» **ENTRIES SUPPLIED**
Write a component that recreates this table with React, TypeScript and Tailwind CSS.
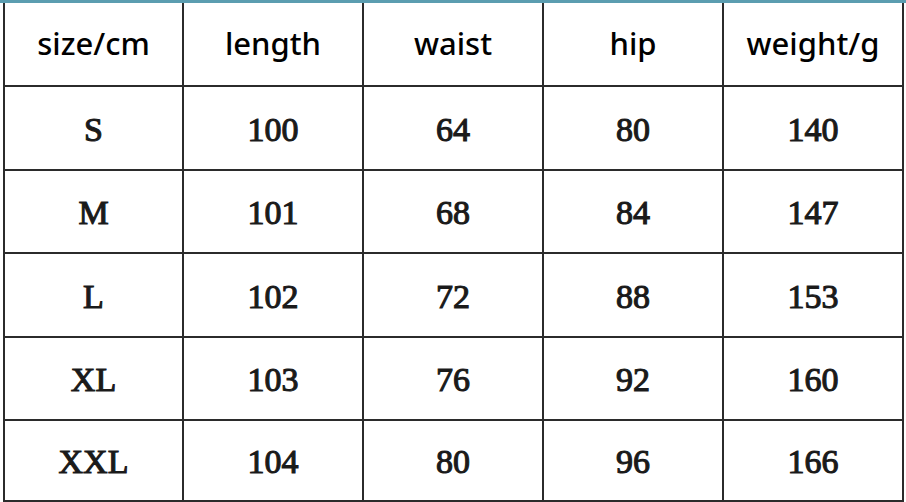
const headers = ["size/cm", "length", "waist", "hip", "weight/g"];

const rows = [
  { h: "h-[84px]", cells: ["S", "100", "64", "80", "140"] },
  { h: "h-[83px]", cells: ["M", "101", "68", "84", "147"] },
  { h: "h-[84px]", cells: ["L", "102", "72", "88", "153"] },
  { h: "h-[83px]", cells: ["XL", "103", "76", "92", "160"] },
  { h: "h-[81px]", cells: ["XXL", "104", "80", "96", "166"] },
];

const widths = ["w-[179px]", "w-[180px]", "w-[180px]", "w-[180px]", "w-[180px]"];

export default function App() {
  return (
    <div className="w-[906px] h-[502px] bg-white overflow-hidden">
      <div className="h-[3px] bg-[#5b9db0]" />
      <div className="pl-[3px]">
        <table className="border-collapse table-fixed">
          <thead>
            <tr className="h-[83px]">
              {headers.map((h, i) => (
                <th
                  key={h}
                  className={`${widths[i]} border-2 border-t-0 border-[#2b2b2b] text-center align-middle font-medium text-[31px] text-black pb-[2px] font-['Noto_Sans',sans-serif]`}
                >
                  {h}
                </th>
              ))}
            </tr>
          </thead>
          <tbody>
            {rows.map((r) => (
              <tr key={r.cells[0]} className={r.h}>
                {r.cells.map((c, i) => (
                  <td
                    key={i}
                    className={`${widths[i]} border-2 border-[#2b2b2b] text-center align-middle font-normal text-[34px] text-[#1a1a1a] pt-[2px] [-webkit-text-stroke:1.1px_#1a1a1a] font-['Liberation_Serif',serif]`}
                  >
                    {c}
                  </td>
                ))}
              </tr>
            ))}
          </tbody>
        </table>
      </div>
    </div>
  );
}
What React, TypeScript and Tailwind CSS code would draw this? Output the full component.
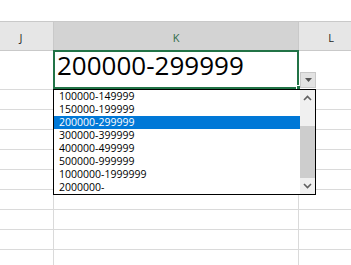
const items = [
  "100000-149999",
  "150000-199999",
  "200000-299999",
  "300000-399999",
  "400000-499999",
  "500000-999999",
  "1000000-1999999",
  "2000000-",
];

const selected = "200000-299999";

function Chevron({ up }: { up?: boolean }) {
  return (
    <svg width="9" height="6" viewBox="0 0 9 6" className="block">
      <path
        d={up ? "M1 5 L4.5 1.5 L8 5" : "M1 1 L4.5 4.5 L8 1"}
        fill="none"
        stroke="#606060"
        strokeWidth="1.6"
      />
    </svg>
  );
}

function GridRow({ height, children }: { height: string; children?: React.ReactNode }) {
  return (
    <div className={`flex border-b border-[#dadada] ${height}`}>
      <div className="w-[54px] shrink-0 border-r border-[#dadada]" />
      <div className="w-[245px] shrink-0 border-r border-[#dadada]">{children}</div>
      <div className="flex-1" />
    </div>
  );
}

export default function App() {
  return (
    <div className="relative w-[351px] h-[265px] overflow-hidden bg-white font-['Open_Sans',sans-serif]">
      <div className="h-[21px]" />

      {/* column headers */}
      <div className="flex h-[30px] border-y border-[#c9c9c9] text-[11px]">
        <div className="w-[54px] shrink-0 flex items-center justify-center pr-[11px] pt-[4px] bg-[#e6e6e6] border-r border-[#c9c9c9] text-[#262626]">
          J
        </div>
        <div className="w-[245px] shrink-0 flex items-center justify-center pt-[4px] bg-[#d3d3d3] border-r border-[#c9c9c9] text-[#2f6b48]">
          K
        </div>
        <div className="flex-1 overflow-hidden bg-[#e6e6e6]">
          <div className="w-[64px] h-full flex items-center justify-center pt-[4px] text-[#262626]">
            L
          </div>
        </div>
      </div>

      {/* cells */}
      <GridRow height="h-[39px]">
        <div className="pl-[3px] pt-[1px] text-[26px] leading-[26px] text-black">{selected}</div>
      </GridRow>
      {Array.from({ length: 9 }).map((_, i) => (
        <GridRow key={i} height="h-[20px]" />
      ))}

      {/* active cell outline */}
      <div className="absolute left-[53px] top-[50px] w-[246px] h-[39px] border-2 border-[#217346]" />
      <div className="absolute left-[296px] top-[85px] w-[5px] h-[5px] bg-[#217346] border border-white" />

      {/* dropdown button */}
      <div className="absolute left-[300px] top-[72px] w-[16px] h-[16px] flex items-center justify-center bg-[#e2e2e2] border border-[#c8c8c8]">
        <svg width="7" height="4" viewBox="0 0 7 4">
          <path d="M0 0 H7 L3.5 4 Z" fill="#555" />
        </svg>
      </div>

      {/* validation list */}
      <div className="absolute left-[53px] top-[89px] w-[263px] h-[106px] flex bg-white border border-black">
        <div className="flex-1 flex flex-col">
          {items.map((item) => (
            <div
              key={item}
              className={`h-[13px] pl-[5px] text-[10.5px] leading-[13px] ${
                item === selected ? "bg-[#0078d7] text-white" : "text-black"
              }`}
            >
              {item}
            </div>
          ))}
        </div>
        <div className="w-[15px] shrink-0 flex flex-col bg-[#f0f0f0]">
          <div className="h-[16px] flex items-center justify-center">
            <Chevron up />
          </div>
          <div className="flex-1 flex flex-col justify-end">
            <div className="h-[52px] bg-[#cdcdcd]" />
          </div>
          <div className="h-[16px] flex items-center justify-center">
            <Chevron />
          </div>
        </div>
      </div>
    </div>
  );
}
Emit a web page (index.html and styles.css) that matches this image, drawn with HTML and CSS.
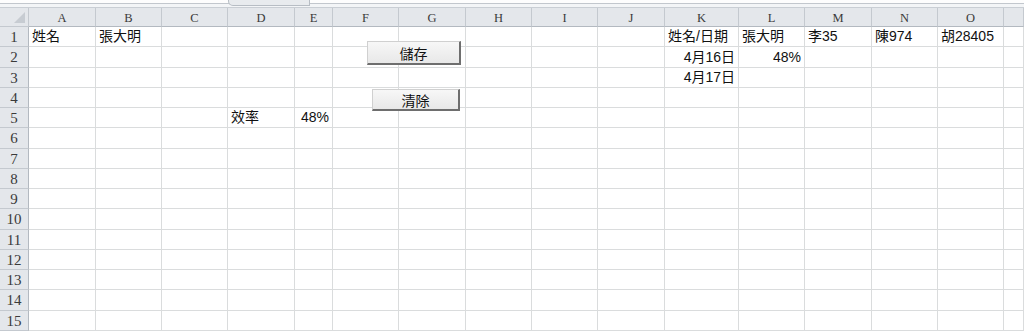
FILE: index.html
```html
<!DOCTYPE html>
<html lang="zh-Hant">
<head>
    <meta charset="UTF-8" />
    <title>工作表</title>
    <link rel="stylesheet" href="styles.css">
</head>
<body>
    <div class="sheet">
        <div class="topbar"><div class="tab"></div></div>
        <div class="grid" id="grid"></div>

        <button class="btn btn-save">儲存</button>
        <button class="btn btn-clear">清除</button>
    </div>

    <script>
        const grid = document.getElementById('grid');
        const cols = 'ABCDEFGHIJKLMNO'.split('');
        const rowCount = 15;

        const cells = {
            A1: '姓名', B1: '張大明',
            K1: '姓名/日期', L1: '張大明', M1: '李35', N1: '陳974', O1: '胡28405',
            K2: '4月16日', L2: '48%',
            K3: '4月17日',
            D5: '效率', E5: '48%'
        };
        const rightAligned = ['K2', 'K3', 'L2', 'E5'];

        function addCell(className, text) {
            const div = document.createElement('div');
            div.className = className;
            div.textContent = text || '';
            grid.appendChild(div);
        }

        addCell('corner');
        cols.forEach(c => addCell('col-head', c));
        // column P is only partly on screen, its letter is out of view
        addCell('col-head');

        for (let r = 1; r <= rowCount; r++) {
            addCell('row-head', r);
            cols.forEach(c => {
                const ref = c + r;
                addCell(rightAligned.includes(ref) ? 'cell num' : 'cell', cells[ref]);
            });
            addCell('cell');
        }
    </script>
</body>
</html>
```

FILE: styles.css
```css
* {
    box-sizing: border-box;
}

body {
    margin: 0;
    background: #fff;
    overflow: hidden;
    font-family: "Liberation Sans", "Noto Sans CJK TC", sans-serif;
}

.sheet {
    position: relative;
    width: 1024px;
    height: 331px;
    overflow: hidden;
}

.topbar {
    position: relative;
    height: 8px;
    background: #f3f5f7;
    border-top: 3px solid #fdfdfd;
    border-bottom: 1px solid #c9ced4;
}

.topbar::before {
    content: "";
    position: absolute;
    left: 0;
    right: 0;
    top: 0;
    border-top: 1px solid #c2c7cd;
}

.tab {
    position: absolute;
    left: 228px;
    top: -3px;
    width: 82px;
    height: 6px;
    background: #e8ebee;
    border: 1px solid #b7bdc4;
    border-top: none;
    border-radius: 0 0 0 5px;
}

.grid {
    display: grid;
    grid-template-columns: 29px 67px 66px 66px 67px 38px 66px 67px 66px 66px 67px 74px 66px 67px 66px 66px 20px;
    grid-template-rows: 19px repeat(15, 20.25px);
}

.corner,
.col-head,
.row-head {
    background: #e4e7eb;
    border-right: 1px solid #c4c9cf;
    border-bottom: 1px solid #c4c9cf;
    color: #3a3a3a;
    font-family: "Liberation Serif", serif;
    display: flex;
    align-items: center;
    justify-content: center;
}

.corner {
    position: relative;
}

.corner::after {
    content: "";
    position: absolute;
    right: 3px;
    bottom: 3px;
    width: 11px;
    height: 11px;
    background: #c7ccd2;
    clip-path: polygon(100% 0, 100% 100%, 0 100%);
}

.col-head {
    font-size: 12.5px;
    padding-top: 2px;
    border-bottom-color: #b3b9c0;
}

.row-head {
    font-size: 15px;
    line-height: 16px;
    padding-top: 1px;
    border-right-color: #b3b9c0;
}

.cell {
    border-right: 1px solid #dadcdd;
    border-bottom: 1px solid #dadcdd;
    font-size: 14px;
    line-height: 16px;
    color: #111;
    padding: 0 3px 2px;
    display: flex;
    align-items: flex-end;
    white-space: nowrap;
}

.cell.num {
    justify-content: flex-end;
}

.btn {
    position: absolute;
    margin: 0;
    padding: 0;
    font-family: "Noto Sans CJK TC", sans-serif;
    font-size: 14px;
    color: #111;
    background: linear-gradient(#f7f7f7, #e8e8e8);
    border: 1px solid #d0d0d0;
    border-right: 2px solid #6e6e6e;
    border-bottom: 2px solid #6e6e6e;
    cursor: pointer;
}

.btn-save {
    left: 367px;
    top: 41px;
    width: 94px;
    height: 24px;
}

.btn-clear {
    left: 372px;
    top: 89px;
    width: 88px;
    height: 22px;
}
```
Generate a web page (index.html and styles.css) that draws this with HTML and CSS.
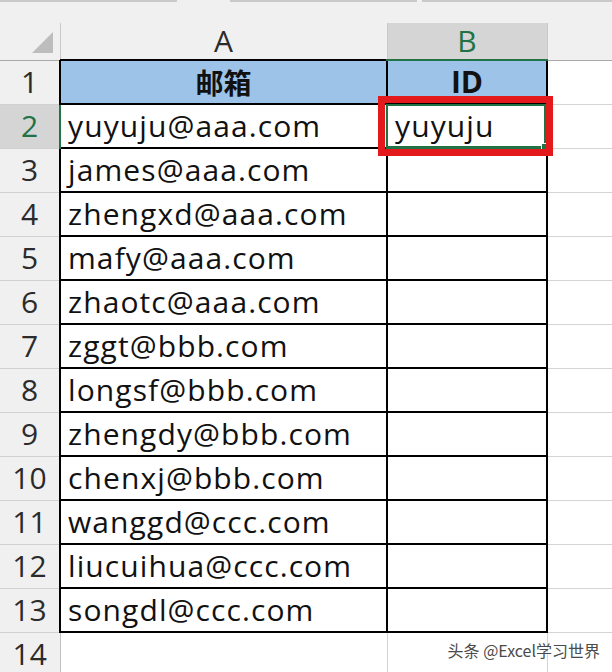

» **YOUR OBJECTIVE**
List all lines above in which the string "that" appears.

» **EXERCISE SOLUTION**
Write a component that recreates this table with React, TypeScript and Tailwind CSS.
Emit a web page (index.html and styles.css) that matches this image, drawn with HTML and CSS.
Generate a web page (index.html and styles.css) that draws this with HTML and CSS.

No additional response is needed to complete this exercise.